I know that I must sound very stupid when I declare that I never asked to be born. But such is in fact the case. Are you familiar with Article 1382 of the Code Civil?
– No, I said, surprised that the Code Civil entered into this matter at all.
– Article 1382 states quite explicitly: “Every human action, of whatever kind, obliges, in the case where said action causes harm to another human being, the person responsible for this harm to compensate the person harmed.”  Galipat, then, may have had a certain pleasure in my mother’s consenting to entertain him. But it was me, if I may say so, who suffered the harm ensuing therefrom. He is the agent of a damage inflicted upon my person, since he passed on life to me and, with this painful servitude, all the sicknesses that he, his wife and their forebears have acquired in the course of their debaucheries, their adventures and their exertions, not to mention those that I am going to acquire myself in the course of my own debaucheries and personal catastrophes.

With this passage Poulet makes a plea for a truly consistent application of penal law, in the sense that all progeny, not just those who turn out to suffer from some serious disability, should be allowed to legally prosecute their progenitors. Poulet has his Andoche defend the idea – which has re-emerged in present-day antinatalist philosophy – that our being brought into being is a harm inflicted on us. My progenitor is taken to count as the “person responsible for a harm done” to me. Should one directly accept the logic of this line of argument, the compensation for the damage done here (the imposition of life being considered here to constitute a “damage”) could only consist in life being taken away again from the person who has thereby suffered damage. But as is evident, life can neither be “given to someone” nor can “someone” be “deprived” of it. In order to form a clearer picture here let us think of an “elementary particle” (rather in the original sense of this term drawn from physics than in the metaphorical sense given to it by Houellebecq) which is resistant, indeed, to all ethical considerations, since, although it is impossible to either improve or cause to deteriorate the condition of such a “particle” but only to alter its position in space, there can nonetheless validly be applied to it that more general notion of “being affected”. Is such an elementary particle “affected” by entering into existence? Not at all. Analogously, “giving the gift of something” to someone presupposes that the “someone” in question already exists. Consequently, an action the effect of which consists precisely in bringing someone into existence cannot be said to be an action that “gives the gift” of anything to anyone at all. And to take something away from someone likewise presupposes that the “someone” in question continues to exist; an action the effect of which consisted in the person affected by it’s ceasing to exist would “take nothing away” from this latter.

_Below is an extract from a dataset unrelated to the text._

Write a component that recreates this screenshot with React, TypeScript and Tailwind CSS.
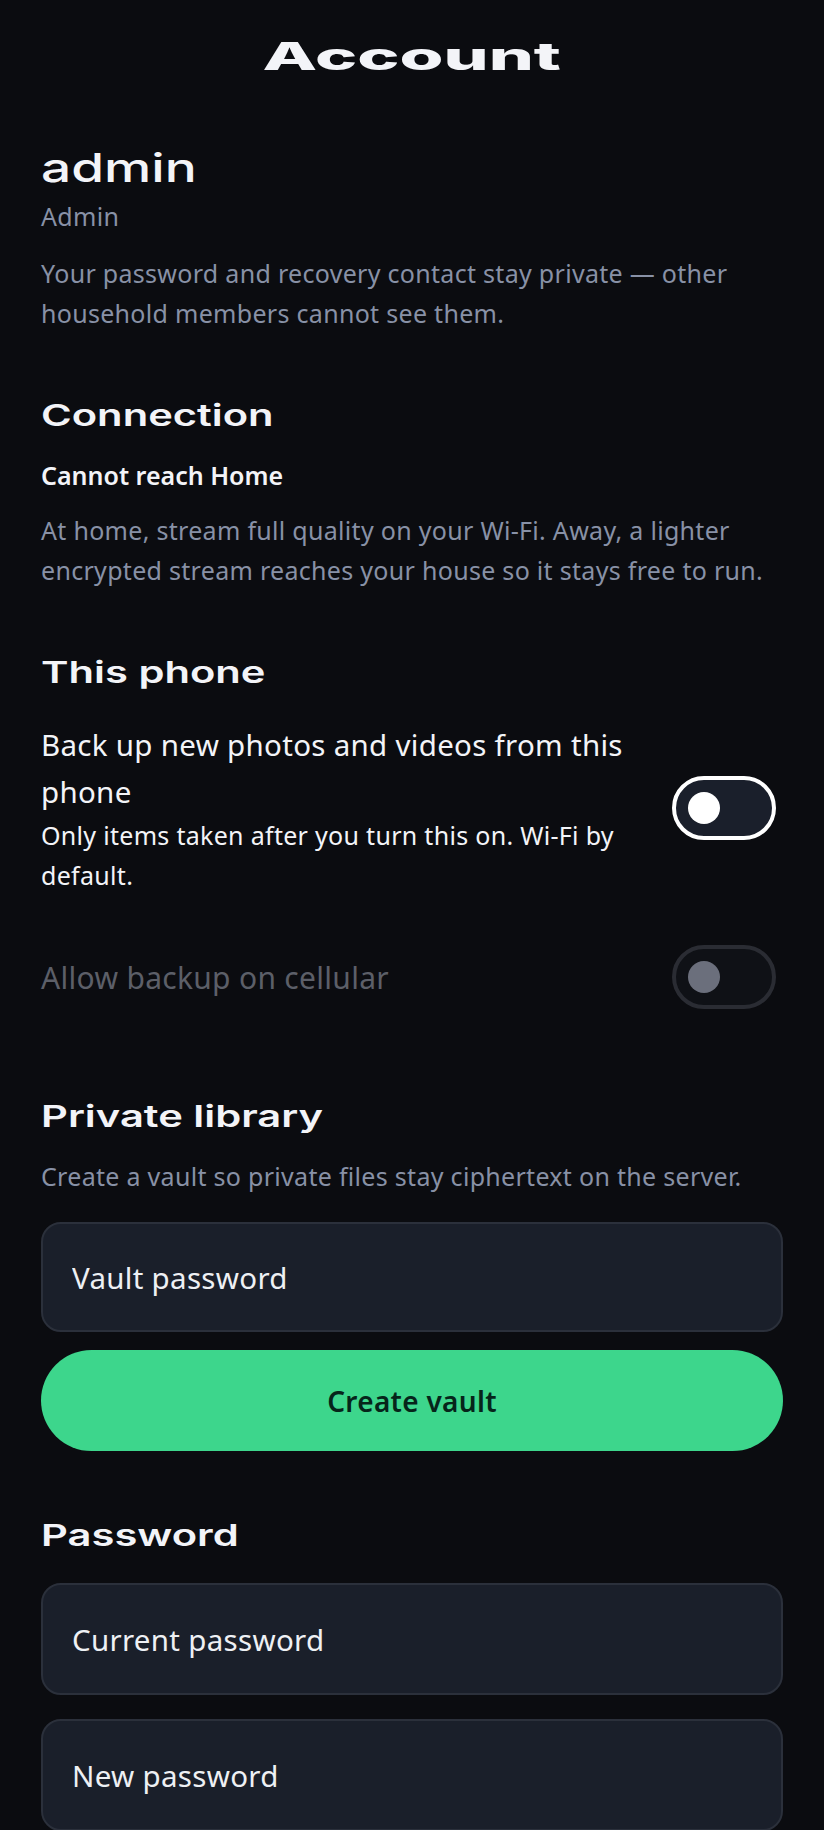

Attempts, therefore, to legally prosecute one’s own parents by reason of the fact that they caused one harm or damage by begetting one are ultimately bound to fail due to their lack of rational underpinning: we find ourselves, as a result of our being “called into existence” (though it would be more correct, of course, to say that “one acted in such a way that we arose”) no worse off than if “we” had remained unbegotten. There surely can, however, by tracing out the logic of Poulet’s remarks, be postulated a duty to desist from begetting new human beings for so long as it is not yet guaranteed that these latter will be spared sorrows, hardships, and torments ending in a miserable death-rattle.